START DATASET ROWS

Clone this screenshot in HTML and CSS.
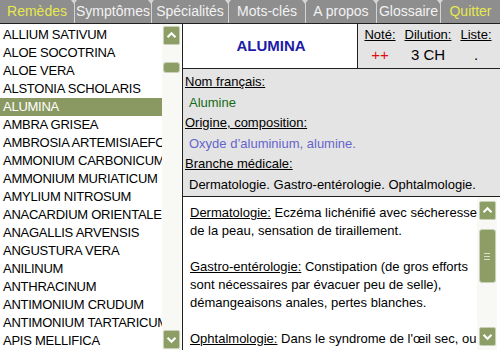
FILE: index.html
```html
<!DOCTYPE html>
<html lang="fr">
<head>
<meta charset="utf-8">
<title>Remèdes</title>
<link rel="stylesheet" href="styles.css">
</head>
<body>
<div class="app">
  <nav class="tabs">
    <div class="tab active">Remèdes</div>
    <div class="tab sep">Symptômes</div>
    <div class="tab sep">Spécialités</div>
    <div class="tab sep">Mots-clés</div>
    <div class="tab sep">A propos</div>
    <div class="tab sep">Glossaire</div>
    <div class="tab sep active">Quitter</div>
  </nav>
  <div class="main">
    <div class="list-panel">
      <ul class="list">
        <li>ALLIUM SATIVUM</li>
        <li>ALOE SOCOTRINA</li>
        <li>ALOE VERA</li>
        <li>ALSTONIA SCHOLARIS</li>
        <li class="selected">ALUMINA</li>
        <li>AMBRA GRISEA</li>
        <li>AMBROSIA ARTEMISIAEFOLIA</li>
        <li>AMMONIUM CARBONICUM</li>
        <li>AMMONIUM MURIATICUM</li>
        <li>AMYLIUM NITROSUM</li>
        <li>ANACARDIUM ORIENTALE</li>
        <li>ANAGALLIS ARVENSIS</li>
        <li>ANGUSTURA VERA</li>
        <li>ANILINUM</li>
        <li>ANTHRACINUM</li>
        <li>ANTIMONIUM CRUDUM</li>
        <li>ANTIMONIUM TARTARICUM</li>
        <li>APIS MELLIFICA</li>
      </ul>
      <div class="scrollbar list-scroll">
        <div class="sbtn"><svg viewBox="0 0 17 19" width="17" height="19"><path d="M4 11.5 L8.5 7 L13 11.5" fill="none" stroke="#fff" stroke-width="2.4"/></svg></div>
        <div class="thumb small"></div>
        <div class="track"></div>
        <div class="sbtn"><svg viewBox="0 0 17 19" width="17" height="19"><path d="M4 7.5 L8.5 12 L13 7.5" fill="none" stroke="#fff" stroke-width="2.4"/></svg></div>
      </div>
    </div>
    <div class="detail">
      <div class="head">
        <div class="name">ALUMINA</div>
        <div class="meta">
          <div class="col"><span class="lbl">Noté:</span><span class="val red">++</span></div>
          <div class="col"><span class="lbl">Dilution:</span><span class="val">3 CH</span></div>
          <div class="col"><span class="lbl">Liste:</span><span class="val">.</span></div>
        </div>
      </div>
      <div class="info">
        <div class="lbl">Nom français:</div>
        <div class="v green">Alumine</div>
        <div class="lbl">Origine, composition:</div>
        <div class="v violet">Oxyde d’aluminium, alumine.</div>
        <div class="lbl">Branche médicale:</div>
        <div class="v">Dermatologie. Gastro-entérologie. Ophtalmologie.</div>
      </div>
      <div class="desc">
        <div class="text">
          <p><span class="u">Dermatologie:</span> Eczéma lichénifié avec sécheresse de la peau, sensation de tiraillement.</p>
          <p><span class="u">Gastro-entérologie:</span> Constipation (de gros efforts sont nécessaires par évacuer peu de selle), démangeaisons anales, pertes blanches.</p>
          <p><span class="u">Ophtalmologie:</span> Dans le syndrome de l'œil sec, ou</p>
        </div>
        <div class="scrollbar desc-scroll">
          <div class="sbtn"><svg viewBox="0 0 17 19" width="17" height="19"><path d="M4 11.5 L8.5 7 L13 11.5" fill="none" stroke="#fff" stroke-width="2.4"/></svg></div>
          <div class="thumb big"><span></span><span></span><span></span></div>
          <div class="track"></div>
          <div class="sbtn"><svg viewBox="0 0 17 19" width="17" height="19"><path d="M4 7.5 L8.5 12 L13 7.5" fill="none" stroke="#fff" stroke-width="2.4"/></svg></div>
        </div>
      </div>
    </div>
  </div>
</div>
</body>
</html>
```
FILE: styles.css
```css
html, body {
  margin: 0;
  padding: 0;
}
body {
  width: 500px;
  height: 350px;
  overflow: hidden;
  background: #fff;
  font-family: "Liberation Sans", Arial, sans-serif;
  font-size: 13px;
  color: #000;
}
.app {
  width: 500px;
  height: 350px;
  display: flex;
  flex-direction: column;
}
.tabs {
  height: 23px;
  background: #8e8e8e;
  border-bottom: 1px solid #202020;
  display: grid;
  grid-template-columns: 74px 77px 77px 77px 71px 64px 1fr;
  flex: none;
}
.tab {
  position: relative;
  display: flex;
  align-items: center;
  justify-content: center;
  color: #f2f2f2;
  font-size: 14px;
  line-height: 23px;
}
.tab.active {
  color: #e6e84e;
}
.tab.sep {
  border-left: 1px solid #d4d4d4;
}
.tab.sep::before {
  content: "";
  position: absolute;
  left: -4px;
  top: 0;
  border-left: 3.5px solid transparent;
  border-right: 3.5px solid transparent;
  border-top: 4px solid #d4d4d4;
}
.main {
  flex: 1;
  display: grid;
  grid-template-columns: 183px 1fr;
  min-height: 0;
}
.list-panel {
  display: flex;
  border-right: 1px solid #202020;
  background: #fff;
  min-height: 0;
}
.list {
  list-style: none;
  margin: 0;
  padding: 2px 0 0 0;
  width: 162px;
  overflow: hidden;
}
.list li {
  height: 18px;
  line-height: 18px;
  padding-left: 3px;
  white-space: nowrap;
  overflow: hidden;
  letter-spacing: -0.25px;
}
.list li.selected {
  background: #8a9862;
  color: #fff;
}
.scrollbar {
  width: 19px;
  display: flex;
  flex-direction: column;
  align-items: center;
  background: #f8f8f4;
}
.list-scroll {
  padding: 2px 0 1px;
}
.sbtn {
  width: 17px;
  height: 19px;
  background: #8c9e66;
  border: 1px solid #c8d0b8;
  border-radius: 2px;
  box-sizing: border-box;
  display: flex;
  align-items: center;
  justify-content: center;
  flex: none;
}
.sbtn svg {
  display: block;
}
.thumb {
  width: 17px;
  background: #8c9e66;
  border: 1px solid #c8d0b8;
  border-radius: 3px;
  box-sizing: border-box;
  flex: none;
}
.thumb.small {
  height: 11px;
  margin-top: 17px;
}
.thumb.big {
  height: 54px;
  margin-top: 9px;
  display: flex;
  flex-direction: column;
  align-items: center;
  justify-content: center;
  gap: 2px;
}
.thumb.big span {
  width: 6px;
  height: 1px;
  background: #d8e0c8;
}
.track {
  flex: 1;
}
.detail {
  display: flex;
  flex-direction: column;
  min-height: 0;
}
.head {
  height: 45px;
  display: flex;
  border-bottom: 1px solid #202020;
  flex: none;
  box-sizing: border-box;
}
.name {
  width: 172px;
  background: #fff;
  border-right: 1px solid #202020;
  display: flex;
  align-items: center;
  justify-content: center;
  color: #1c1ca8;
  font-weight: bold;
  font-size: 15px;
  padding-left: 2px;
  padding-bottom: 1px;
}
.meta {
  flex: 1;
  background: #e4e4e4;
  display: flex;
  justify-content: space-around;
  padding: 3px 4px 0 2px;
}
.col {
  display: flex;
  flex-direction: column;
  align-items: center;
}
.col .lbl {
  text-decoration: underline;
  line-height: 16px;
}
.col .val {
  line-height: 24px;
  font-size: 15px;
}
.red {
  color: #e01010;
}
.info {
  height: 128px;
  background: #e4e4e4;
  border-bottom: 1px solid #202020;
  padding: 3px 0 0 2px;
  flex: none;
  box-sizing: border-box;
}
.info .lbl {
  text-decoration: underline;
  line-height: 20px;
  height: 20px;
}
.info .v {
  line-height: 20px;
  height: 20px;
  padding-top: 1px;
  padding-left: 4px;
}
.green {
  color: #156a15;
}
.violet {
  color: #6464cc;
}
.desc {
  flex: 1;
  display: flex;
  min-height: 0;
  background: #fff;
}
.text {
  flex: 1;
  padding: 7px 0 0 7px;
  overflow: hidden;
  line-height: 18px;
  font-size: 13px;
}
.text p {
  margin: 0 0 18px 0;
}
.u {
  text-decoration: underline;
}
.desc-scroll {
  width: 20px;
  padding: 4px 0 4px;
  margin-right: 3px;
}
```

END DATASET ROWS
START DATASET ROWS

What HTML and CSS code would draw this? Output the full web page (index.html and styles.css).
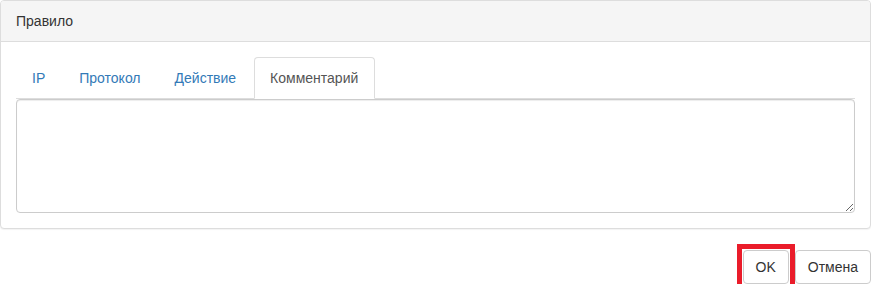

END DATASET ROWS

Scan the data for the word "styles" and copy every line where it shows up.

*CORRECT RESPONSE*.
<link rel="stylesheet" href="styles.css">
FILE: styles.css
What HTML and CSS code would draw this? Output the full web page (index.html and styles.css).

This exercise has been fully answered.